Begin Data provided

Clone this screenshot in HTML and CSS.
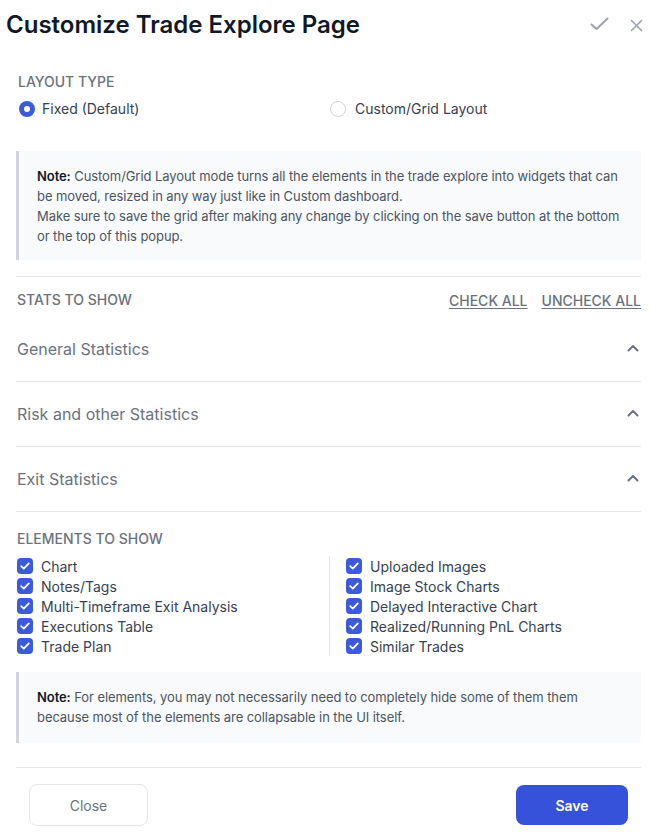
FILE: index.html
```html
<!DOCTYPE html>
<html>
<head>
<meta charset="utf-8">
<link rel="stylesheet" href="styles.css">
</head>
<body>
<div class="modal">
  <div class="header">
    <h1 class="title">Customize Trade Explore Page</h1>
    <div class="header-actions">
      <svg class="icon-check" width="19" height="14" viewBox="0 0 19 14"><path d="M1.5 7.5 L6.5 12 L17.5 1.5" fill="none" stroke="#9ca3af" stroke-width="2" stroke-linecap="round" stroke-linejoin="round"/></svg>
      <svg class="icon-x" width="13" height="13" viewBox="0 0 13 13"><path d="M1.5 1.5 L11.5 11.5 M11.5 1.5 L1.5 11.5" fill="none" stroke="#9ca3af" stroke-width="1.6" stroke-linecap="round"/></svg>
    </div>
  </div>

  <div class="content">
    <div class="label-upper first-label">LAYOUT TYPE</div>
    <div class="radio-row">
      <label class="radio-opt"><span class="radio checked"></span>Fixed (Default)</label>
      <label class="radio-opt"><span class="radio"></span>Custom/Grid Layout</label>
    </div>

    <div class="note note-1">
      <p><b>Note:</b> Custom/Grid Layout mode turns all the elements in the trade explore into widgets that can be moved, resized in any way just like in Custom dashboard.</p>
      <p>Make sure to save the grid after making any change by clicking on the save button at the bottom or the top of this popup.</p>
    </div>

    <div class="divider divider-1"></div>

    <div class="stats-head">
      <div class="label-upper">STATS TO SHOW</div>
      <div class="links">
        <a class="link">CHECK ALL</a>
        <a class="link">UNCHECK ALL</a>
      </div>
    </div>

    <div class="accordion">
      <div class="acc-item"><span>General Statistics</span><svg class="chev" width="12" height="8" viewBox="0 0 12 8"><path d="M1.5 6.5 L6 2 L10.5 6.5" fill="none" stroke="#6b7280" stroke-width="2" stroke-linecap="round" stroke-linejoin="round"/></svg></div>
      <div class="acc-item"><span>Risk and other Statistics</span><svg class="chev" width="12" height="8" viewBox="0 0 12 8"><path d="M1.5 6.5 L6 2 L10.5 6.5" fill="none" stroke="#6b7280" stroke-width="2" stroke-linecap="round" stroke-linejoin="round"/></svg></div>
      <div class="acc-item"><span>Exit Statistics</span><svg class="chev" width="12" height="8" viewBox="0 0 12 8"><path d="M1.5 6.5 L6 2 L10.5 6.5" fill="none" stroke="#6b7280" stroke-width="2" stroke-linecap="round" stroke-linejoin="round"/></svg></div>
    </div>

    <div class="label-upper elements-head">ELEMENTS TO SHOW</div>
    <div class="elements">
      <div class="col col-left">
        <label class="cb-row"><span class="cb"><svg width="10" height="8" viewBox="0 0 10 8"><path d="M1.2 4.2 L3.8 6.6 L8.8 1.4" fill="none" stroke="#fff" stroke-width="1.7" stroke-linecap="round" stroke-linejoin="round"/></svg></span>Chart</label>
        <label class="cb-row"><span class="cb"><svg width="10" height="8" viewBox="0 0 10 8"><path d="M1.2 4.2 L3.8 6.6 L8.8 1.4" fill="none" stroke="#fff" stroke-width="1.7" stroke-linecap="round" stroke-linejoin="round"/></svg></span>Notes/Tags</label>
        <label class="cb-row"><span class="cb"><svg width="10" height="8" viewBox="0 0 10 8"><path d="M1.2 4.2 L3.8 6.6 L8.8 1.4" fill="none" stroke="#fff" stroke-width="1.7" stroke-linecap="round" stroke-linejoin="round"/></svg></span>Multi-Timeframe Exit Analysis</label>
        <label class="cb-row"><span class="cb"><svg width="10" height="8" viewBox="0 0 10 8"><path d="M1.2 4.2 L3.8 6.6 L8.8 1.4" fill="none" stroke="#fff" stroke-width="1.7" stroke-linecap="round" stroke-linejoin="round"/></svg></span>Executions Table</label>
        <label class="cb-row"><span class="cb"><svg width="10" height="8" viewBox="0 0 10 8"><path d="M1.2 4.2 L3.8 6.6 L8.8 1.4" fill="none" stroke="#fff" stroke-width="1.7" stroke-linecap="round" stroke-linejoin="round"/></svg></span>Trade Plan</label>
      </div>
      <div class="col col-right">
        <label class="cb-row"><span class="cb"><svg width="10" height="8" viewBox="0 0 10 8"><path d="M1.2 4.2 L3.8 6.6 L8.8 1.4" fill="none" stroke="#fff" stroke-width="1.7" stroke-linecap="round" stroke-linejoin="round"/></svg></span>Uploaded Images</label>
        <label class="cb-row"><span class="cb"><svg width="10" height="8" viewBox="0 0 10 8"><path d="M1.2 4.2 L3.8 6.6 L8.8 1.4" fill="none" stroke="#fff" stroke-width="1.7" stroke-linecap="round" stroke-linejoin="round"/></svg></span>Image Stock Charts</label>
        <label class="cb-row"><span class="cb"><svg width="10" height="8" viewBox="0 0 10 8"><path d="M1.2 4.2 L3.8 6.6 L8.8 1.4" fill="none" stroke="#fff" stroke-width="1.7" stroke-linecap="round" stroke-linejoin="round"/></svg></span>Delayed Interactive Chart</label>
        <label class="cb-row"><span class="cb"><svg width="10" height="8" viewBox="0 0 10 8"><path d="M1.2 4.2 L3.8 6.6 L8.8 1.4" fill="none" stroke="#fff" stroke-width="1.7" stroke-linecap="round" stroke-linejoin="round"/></svg></span>Realized/Running PnL Charts</label>
        <label class="cb-row"><span class="cb"><svg width="10" height="8" viewBox="0 0 10 8"><path d="M1.2 4.2 L3.8 6.6 L8.8 1.4" fill="none" stroke="#fff" stroke-width="1.7" stroke-linecap="round" stroke-linejoin="round"/></svg></span>Similar Trades</label>
      </div>
    </div>

    <div class="note note-2">
      <p><b>Note:</b> For elements, you may not necessarily need to completely hide some of them them because most of the elements are collapsable in the UI itself.</p>
    </div>

    <div class="divider divider-2"></div>

    <div class="footer">
      <button class="btn btn-close">Close</button>
      <button class="btn btn-save">Save</button>
    </div>
  </div>
</div>
</body>
</html>
```

FILE: styles.css
```css
* { box-sizing: border-box; }
html, body { margin: 0; padding: 0; background: #fff; }
body { font-family: Inter, "Noto Sans", sans-serif; color: #374151; }

.modal { width: 656px; }

.header {
  height: 48px;
  display: flex;
  align-items: center;
  justify-content: space-between;
  padding: 0 13px 0 6px;
}
.title {
  margin: 0;
  font-family: Inter, sans-serif;
  font-size: 24px;
  font-weight: 600;
  color: #111827;
}
.header-actions { display: flex; align-items: center; gap: 21px; }
.icon-check { margin-top: -1px; }
.icon-x { margin-top: 2px; }

.content { padding: 0 15px 0 16px; }

.label-upper {
  font-size: 14px;
  line-height: 16px;
  font-weight: 500;
  color: #6b7280;
}
.first-label { margin-top: 26px; padding-left: 2px; }

.radio-row {
  display: grid;
  grid-template-columns: 311px 1fr;
  margin-top: 9px;
  height: 20px;
}
.radio-opt {
  display: flex;
  align-items: center;
  gap: 7px;
  font-size: 14px;
  line-height: 20px;
  color: #374151;
  padding-left: 3px;
}
.radio {
  width: 16px; height: 16px;
  border-radius: 50%;
  border: 1px solid #d1d5db;
  background: #fff;
  flex: none;
}
.radio.checked { border: 5px solid #3b5bdb; }
.radio-opt + .radio-opt .radio { margin-right: 2px; }

.note {
  background: #f9fafb;
  border-left: 3px solid #d1d5db;
  padding: 15px 13px 14px 18px;
  font-family: Inter, sans-serif;
  font-size: 13px;
  letter-spacing: -0.08px;
  line-height: 20px;
  color: #4b5563;
}
.note p { margin: 0; }
.note b { color: #111827; font-weight: 600; }
.note-1 { margin-top: 32px; }
.note-2 { margin-top: 16px; padding-bottom: 16px; }

.divider { height: 1px; background: #e5e7eb; }
.divider-1 { margin-top: 16px; }
.divider-2 { margin-top: 24px; }

.stats-head {
  display: flex;
  justify-content: space-between;
  align-items: center;
  margin-top: 15px;
  height: 16px;
}
.stats-head .label-upper { padding-left: 1px; }
.links { display: flex; gap: 14px; }
.link {
  font-size: 14px;
  font-weight: 500;
  color: #6b7280;
  text-decoration: underline;
  text-underline-offset: 2px;
}

.accordion { margin-top: 9px; }
.acc-item {
  height: 65px;
  border-bottom: 1px solid #e5e7eb;
  display: flex;
  align-items: center;
  justify-content: space-between;
  padding: 0 1px 0 1px;
  font-size: 16px;
  color: #6b7280;
}
.chev { margin-right: 1px; margin-top: -2px; }

.elements-head { margin-top: 19px; padding-left: 1px; }

.elements {
  display: grid;
  grid-template-columns: 313px 1fr;
  margin-top: 9px;
}
.col { display: flex; flex-direction: column; }
.col-left { padding-left: 1px; }
.col-right { border-left: 1px solid #e5e7eb; padding-left: 16px; }
.cb-row {
  display: flex;
  align-items: center;
  gap: 8px;
  height: 20px;
  font-size: 14px;
  color: #374151;
}
.cb {
  width: 16px; height: 16px;
  border-radius: 4px;
  background: #3b5bdb;
  display: flex;
  align-items: center;
  justify-content: center;
  flex: none;
}

.footer {
  display: flex;
  justify-content: space-between;
  align-items: center;
  padding: 16px 13px 0 13px;
}
.btn {
  font-family: Inter, sans-serif;
  font-size: 14px;
  border-radius: 8px;
  cursor: pointer;
}
.btn-close {
  width: 119px; height: 42px;
  background: #fff;
  border: 1px solid #e5e7eb;
  color: #6b7280;
}
.btn-save {
  width: 112px; height: 40px;
  background: #3652db;
  border: none;
  color: #fff;
  font-weight: 600;
}
```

End Data provided

_Problem to work on_: Scan the material and collect every line that contains "this".

_Solution to the problem_:
Clone this screenshot in HTML and CSS.
      <p>Make sure to save the grid after making any change by clicking on the save button at the bottom or the top of this popup.</p>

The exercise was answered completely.